Emit the data below verbatim, stripping out any pictures.

== Supplied data ==

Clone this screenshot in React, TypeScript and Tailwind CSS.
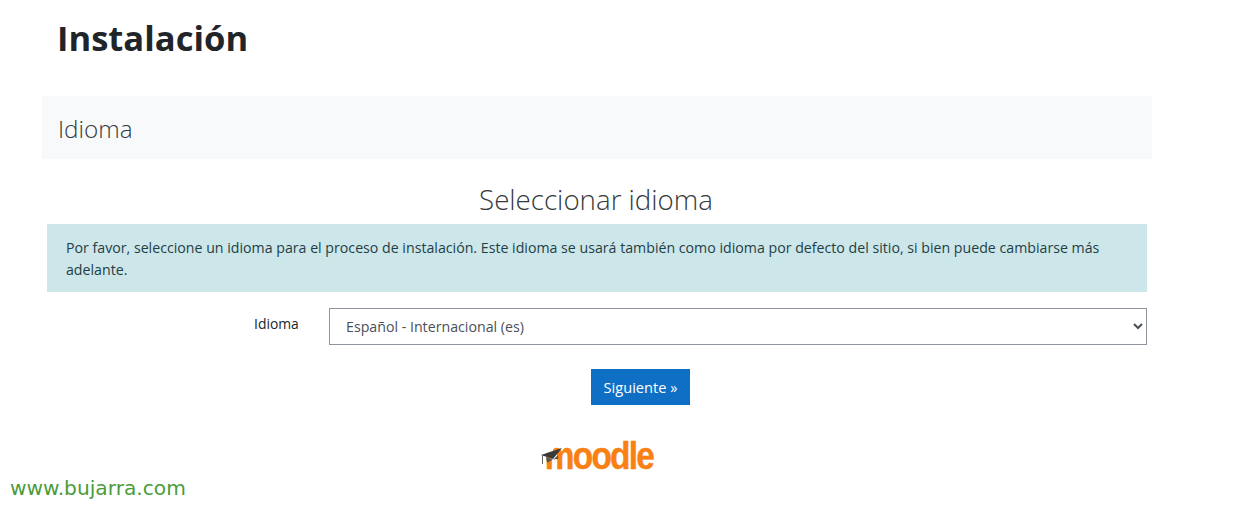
import React from "react";

const font = { fontFamily: '"Open Sans", "Noto Sans", sans-serif' };

const MoodleLogo = () => (
  <div className="relative flex h-[30px] w-[112px] items-end justify-end">
    <span className="origin-right scale-x-[0.88] font-['Liberation_Sans'] text-[38px] font-bold leading-[30px] tracking-[-2px] text-[#f98012] [-webkit-text-stroke:0.4px_#f98012]">
      moodle
    </span>
    <svg className="absolute left-0 top-[6px]" width="24" height="18" viewBox="0 0 24 18">
      <path d="M0 8 L12 4 L12 0 L0 0 Z" fill="#ffffff" />
      <path d="M0 8 L21 1 L12 12 Z" fill="#3a3a3a" />
      <path d="M5 10 L12 13 L17 8 L17 12 Q11 12 6 16 Z" fill="#555555" />
      <path d="M1.5 8 L1.5 17" stroke="#666" strokeWidth="1" />
    </svg>
  </div>
);

export default function App() {
  return (
    <div className="relative h-[509px] w-[1242px] overflow-hidden bg-white text-[#1d2125]" style={font}>
      <div className="ml-[42px] w-[1110px]">
        <h1 className="h-[96px] pl-[15px] pt-[11px] text-[34.6px] font-bold leading-[54px] text-[#212529]">
          Instalación
        </h1>
        <div className="flex h-[63px] items-center bg-[#f8f9fa] pl-[16px]">
          <h2 className="pt-[3px] text-[24.3px] font-light leading-none text-[#343a40]">Idioma</h2>
        </div>
        <div className="px-[5px]">
          <h3 className="h-[65px] pt-[22px] pr-[2px] text-center text-[27.7px] font-light leading-[36px] text-[#343a40]">
            Seleccionar idioma
          </h3>
          <div className="h-[68px] bg-[#cce6ea] px-[19px] pt-[13px] text-[14.18px] leading-[22px] text-[#1f3f45]">
            Por favor, seleccione un idioma para el proceso de instalación. Este idioma se usará también como idioma por defecto del sitio, si bien puede cambiarse más adelante.
          </div>
          <div className="mt-[16px] flex items-start">
            <label className="w-[282px] pl-[207px] pt-[5px] text-[13.9px] leading-[22px] text-[#212529]">Idioma</label>
            <select
              defaultValue="es"
              className="h-[37px] flex-1 border border-[#8f959e] bg-white pl-[12px] pr-[2px] text-[14.2px] text-[#495057] outline-none"
            >
              <option value="es">Español - Internacional (es)</option>
              <option value="en">English (en)</option>
            </select>
          </div>
          <div className="mt-[24px] flex justify-center pl-[87px]">
            <button className="h-[36px] w-[99px] bg-[#0f6fc5] pt-[1px] text-[14.6px] text-white">Siguiente »</button>
          </div>
        </div>
        <div className="mt-[36px] flex justify-center">
          <MoodleLogo />
        </div>
      </div>
      <span className="absolute left-[10px] top-[476px] font-['DejaVu_Sans'] text-[20.2px] leading-[24px] text-[#4a9c3a]">
        www.bujarra.com
      </span>
    </div>
  );
}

===

**Output**
Clone this screenshot in React, TypeScript and Tailwind CSS.
import React from "react";

const font = { fontFamily: '"Open Sans", "Noto Sans", sans-serif' };

const MoodleLogo = () => (
  <div className="relative flex h-[30px] w-[112px] items-end justify-end">
    <span className="origin-right scale-x-[0.88] font-['Liberation_Sans'] text-[38px] font-bold leading-[30px] tracking-[-2px] text-[#f98012] [-webkit-text-stroke:0.4px_#f98012]">
      moodle
    </span>
    <svg className="absolute left-0 top-[6px]" width="24" height="18" viewBox="0 0 24 18">
      <path d="M0 8 L12 4 L12 0 L0 0 Z" fill="#ffffff" />
      <path d="M0 8 L21 1 L12 12 Z" fill="#3a3a3a" />
      <path d="M5 10 L12 13 L17 8 L17 12 Q11 12 6 16 Z" fill="#555555" />
      <path d="M1.5 8 L1.5 17" stroke="#666" strokeWidth="1" />
    </svg>
  </div>
);

export default function App() {
  return (
    <div className="relative h-[509px] w-[1242px] overflow-hidden bg-white text-[#1d2125]" style={font}>
      <div className="ml-[42px] w-[1110px]">
        <h1 className="h-[96px] pl-[15px] pt-[11px] text-[34.6px] font-bold leading-[54px] text-[#212529]">
          Instalación
        </h1>
        <div className="flex h-[63px] items-center bg-[#f8f9fa] pl-[16px]">
          <h2 className="pt-[3px] text-[24.3px] font-light leading-none text-[#343a40]">Idioma</h2>
        </div>
        <div className="px-[5px]">
          <h3 className="h-[65px] pt-[22px] pr-[2px] text-center text-[27.7px] font-light leading-[36px] text-[#343a40]">
            Seleccionar idioma
          </h3>
          <div className="h-[68px] bg-[#cce6ea] px-[19px] pt-[13px] text-[14.18px] leading-[22px] text-[#1f3f45]">
            Por favor, seleccione un idioma para el proceso de instalación. Este idioma se usará también como idioma por defecto del sitio, si bien puede cambiarse más adelante.
          </div>
          <div className="mt-[16px] flex items-start">
            <label className="w-[282px] pl-[207px] pt-[5px] text-[13.9px] leading-[22px] text-[#212529]">Idioma</label>
            <select
              defaultValue="es"
              className="h-[37px] flex-1 border border-[#8f959e] bg-white pl-[12px] pr-[2px] text-[14.2px] text-[#495057] outline-none"
            >
              <option value="es">Español - Internacional (es)</option>
              <option value="en">English (en)</option>
            </select>
          </div>
          <div className="mt-[24px] flex justify-center pl-[87px]">
            <button className="h-[36px] w-[99px] bg-[#0f6fc5] pt-[1px] text-[14.6px] text-white">Siguiente »</button>
          </div>
        </div>
        <div className="mt-[36px] flex justify-center">
          <MoodleLogo />
        </div>
      </div>
      <span className="absolute left-[10px] top-[476px] font-['DejaVu_Sans'] text-[20.2px] leading-[24px] text-[#4a9c3a]">
        www.bujarra.com
      </span>
    </div>
  );
}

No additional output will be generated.